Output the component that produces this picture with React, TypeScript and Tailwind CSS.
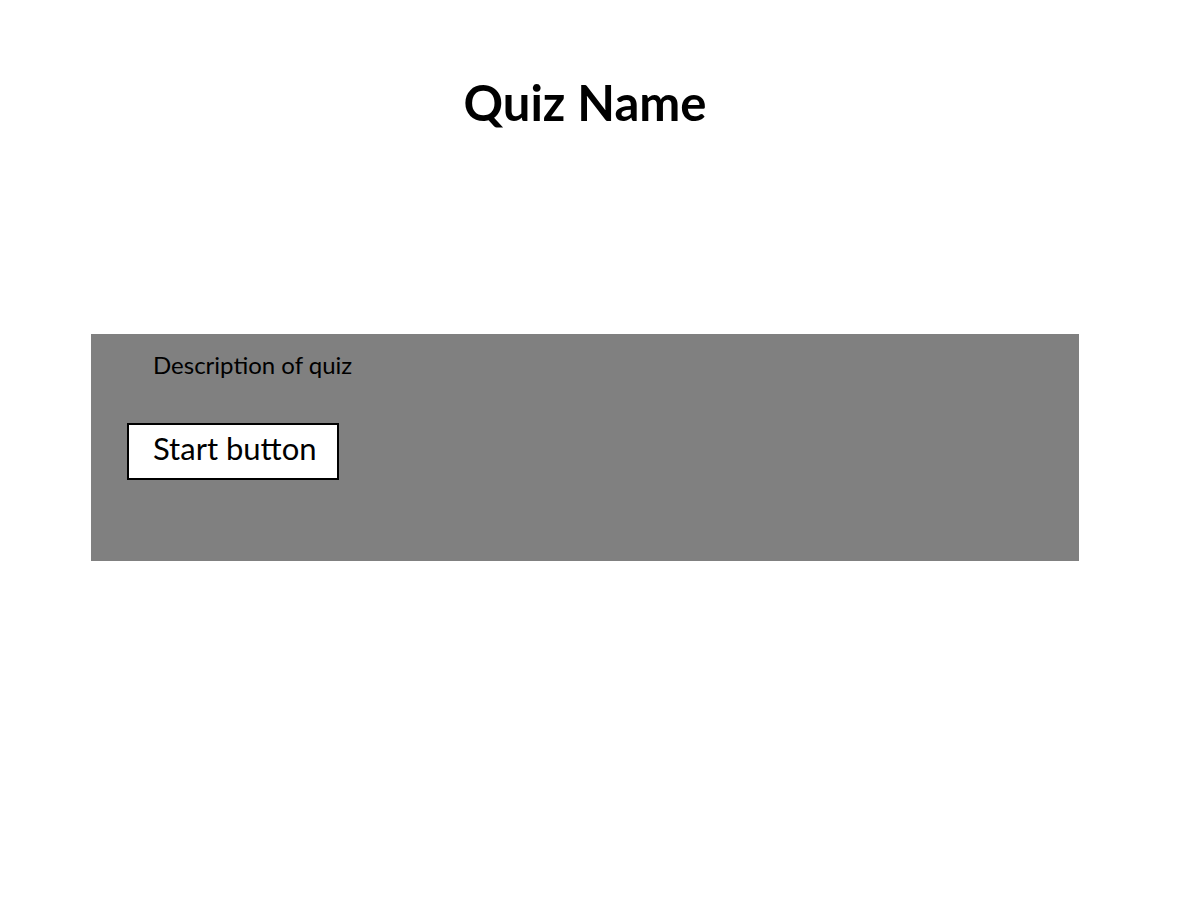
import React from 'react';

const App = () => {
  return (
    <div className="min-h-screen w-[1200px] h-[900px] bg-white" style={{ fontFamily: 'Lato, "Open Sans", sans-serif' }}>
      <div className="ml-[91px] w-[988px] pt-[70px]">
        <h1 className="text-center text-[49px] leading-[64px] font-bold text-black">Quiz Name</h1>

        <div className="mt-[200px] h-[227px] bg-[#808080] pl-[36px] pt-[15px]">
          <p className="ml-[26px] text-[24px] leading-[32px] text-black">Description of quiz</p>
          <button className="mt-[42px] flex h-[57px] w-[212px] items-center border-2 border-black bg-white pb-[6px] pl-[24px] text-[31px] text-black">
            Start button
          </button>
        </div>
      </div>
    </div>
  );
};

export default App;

★ ★ ★ ★ ★

# TO BE DONE
Without the pictures, output the full listing exactly as it stands.

# RESULT
Output the component that produces this picture with React, TypeScript and Tailwind CSS.
import React from 'react';

const App = () => {
  return (
    <div className="min-h-screen w-[1200px] h-[900px] bg-white" style={{ fontFamily: 'Lato, "Open Sans", sans-serif' }}>
      <div className="ml-[91px] w-[988px] pt-[70px]">
        <h1 className="text-center text-[49px] leading-[64px] font-bold text-black">Quiz Name</h1>

        <div className="mt-[200px] h-[227px] bg-[#808080] pl-[36px] pt-[15px]">
          <p className="ml-[26px] text-[24px] leading-[32px] text-black">Description of quiz</p>
          <button className="mt-[42px] flex h-[57px] w-[212px] items-center border-2 border-black bg-white pb-[6px] pl-[24px] text-[31px] text-black">
            Start button
          </button>
        </div>
      </div>
    </div>
  );
};

export default App;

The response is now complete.